When Pierre finds out Manon has been cheating on him, he has an existential breakdown of sorts. Not necessarily, because his wife has cheated on him, but because a woman has committed the act of cheating. To explain what I mean, as Pierre is sleeping between the two women of his life, he performs mental gymnastics in order to justify his actions. As the voice-over narrator tells us:

“Pierre was seeing Elisabeth for the pleasure of flesh. He used to go to her place, do her and left right away. But he couldn’t help coming back to her regularly. He loved her body. When he was thinking of Manon…her way to live between him and her mother…he was afraid of losing her. But he has to see Elisabeth. He found excuses with the double moral men use. He thought…This is the way it is. I am a man. I didn’t choose to be a man (24:57)”
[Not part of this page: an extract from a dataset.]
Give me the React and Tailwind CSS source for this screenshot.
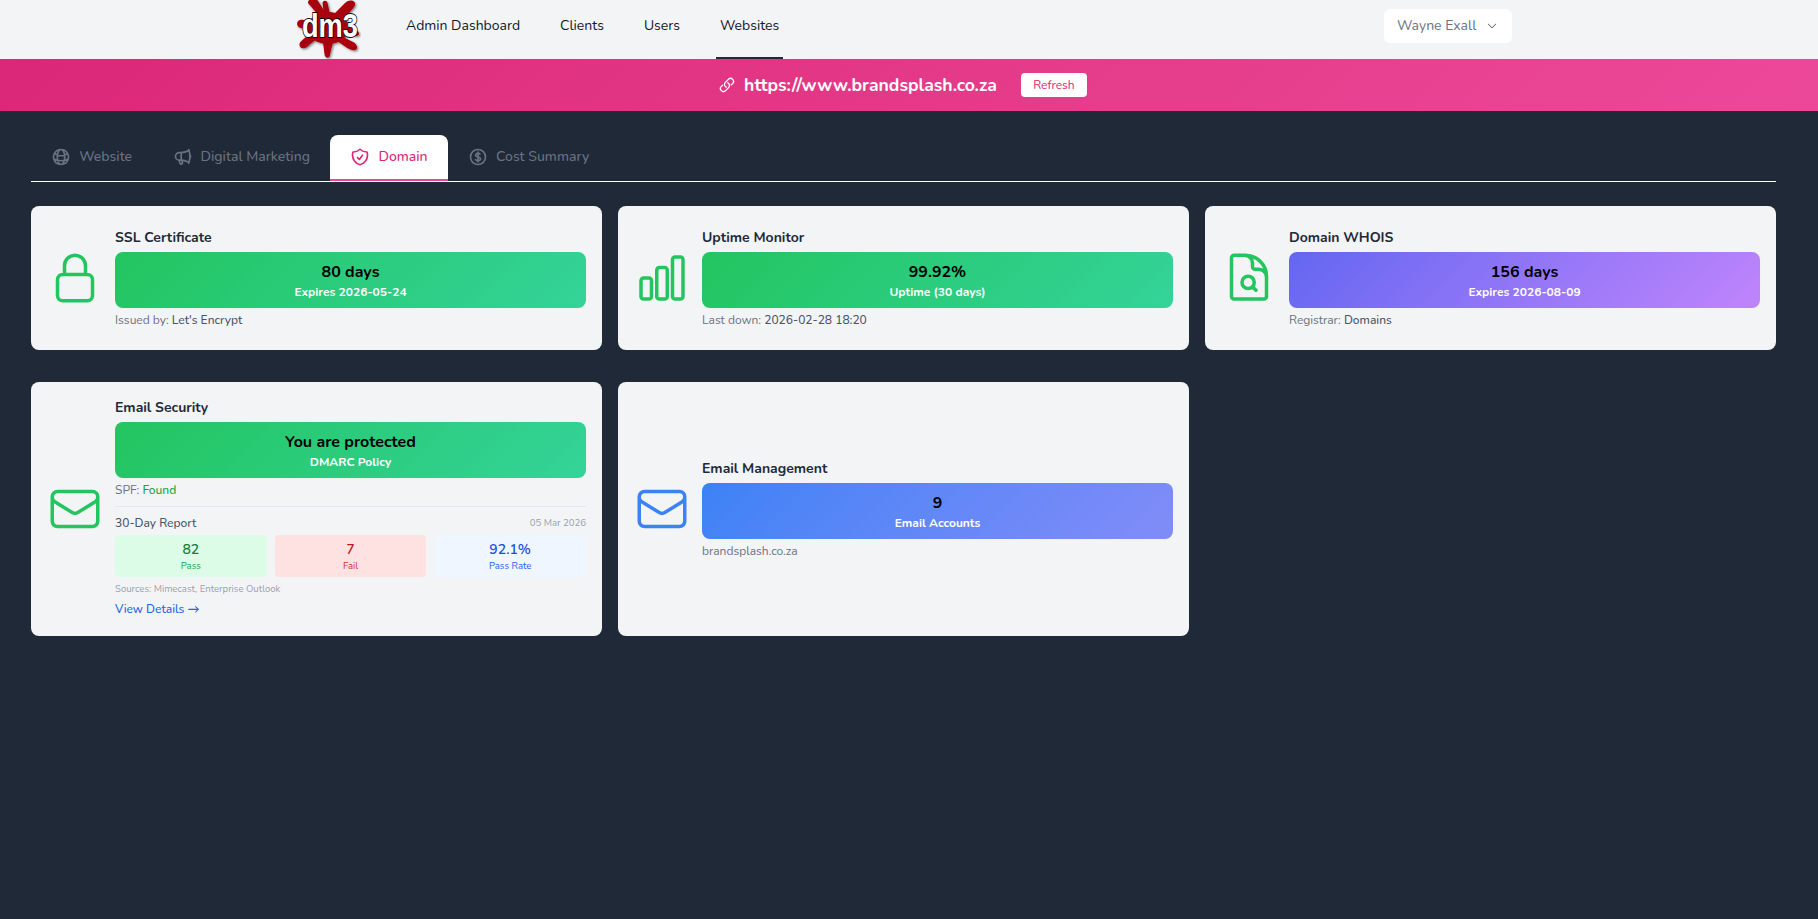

For Pierre then, there is a certain idea of behavior that men and women must conform to. Men are born men and thus have an inherent and insatiable lust for flesh. Men can therefore cheat without moral qualms; women simply can’t do the same. Of course that’s not true, and Pierre himself discovers this when it comes to light that Manon has been seeing someone else.

This also leads me to my second viewpoint on the film, and that’s that I see it as a more sincere, and ultimately more optimistic, version of Agnes Varda’s “Le Bonheur (1965).” This is the third time I’ve brought up this film; before, I discussed how “Le Bonheur” is about the roles of women, but this time around, I bring it up to compare the atmosphere of that film to Garrel’s.

“Le Bonheur” is also about a husband who cheats on his wife, and towards the end of the film, when he tells her this, she is at first accepting of it, but shortly commits suicide thereafter. The remaining portion of the film is very surreal to an ironic effect. The mistress becomes the husband’s new wife, and we then get a montage of her taking care of the children, being a dutiful wife and so on. Varda supplements the montage with a piece of classical music which builds into a cacophony as the end of the film progresses. Furthermore, throughout the film she uses saturated colors in order to give the appearance of an idyllic relationship. The husband and the wife make love in a bright green field, surrounded by beautiful flowers; it’s their paradise.

But suffice to say, it is not paradise. The women of “Le Bonheur” are forced into their roles of being a wife and a mother while the husband prances around.

“In the Shadow of Women” then would be as if the husband of “Le Bonheur” learned from his mistake and of course, if the wife had not committed suicide. Following the discovery of his wife also cheating on him, Pierre slowly learns that he was equally at fault. There’s no tragedy here (although of course, there is pain from the infidelity of Pierre and Manon). Equally, there’s no use of irony in the same manner as “Le Bonheur”—the film is in black and white in contrast to “Le Bonheur’s” bright colors, further contrasting the two.

I do want to note that irony is used in the film. Manon tells Pierre that she trusts him, because he never brought her flowers, a tell-tale sign that you’re being cheated on. Later on, Pierre does exactly that after feeling guilty. The difference between the irony here, and in “Le Bonheur,” is that Garrel’s irony is used to a comedic effect for the purpose of the story, whereas Varda uses hers thematically.

Personally, after watching many romance/drama films that end in some sort of tragedy, I was glad to encounter an optimistic romance film. This statement shouldn’t be conflated with the idea that “In the Shadow of Women” is sappy; it’s not. Garrel never plays up moments of pain or love into the realm of melodrama. Rather, I would describe “In the Shadow of Women” as being quietly intimate; it’s a story of an extremely small scope, focused on the complexities of romance between two people.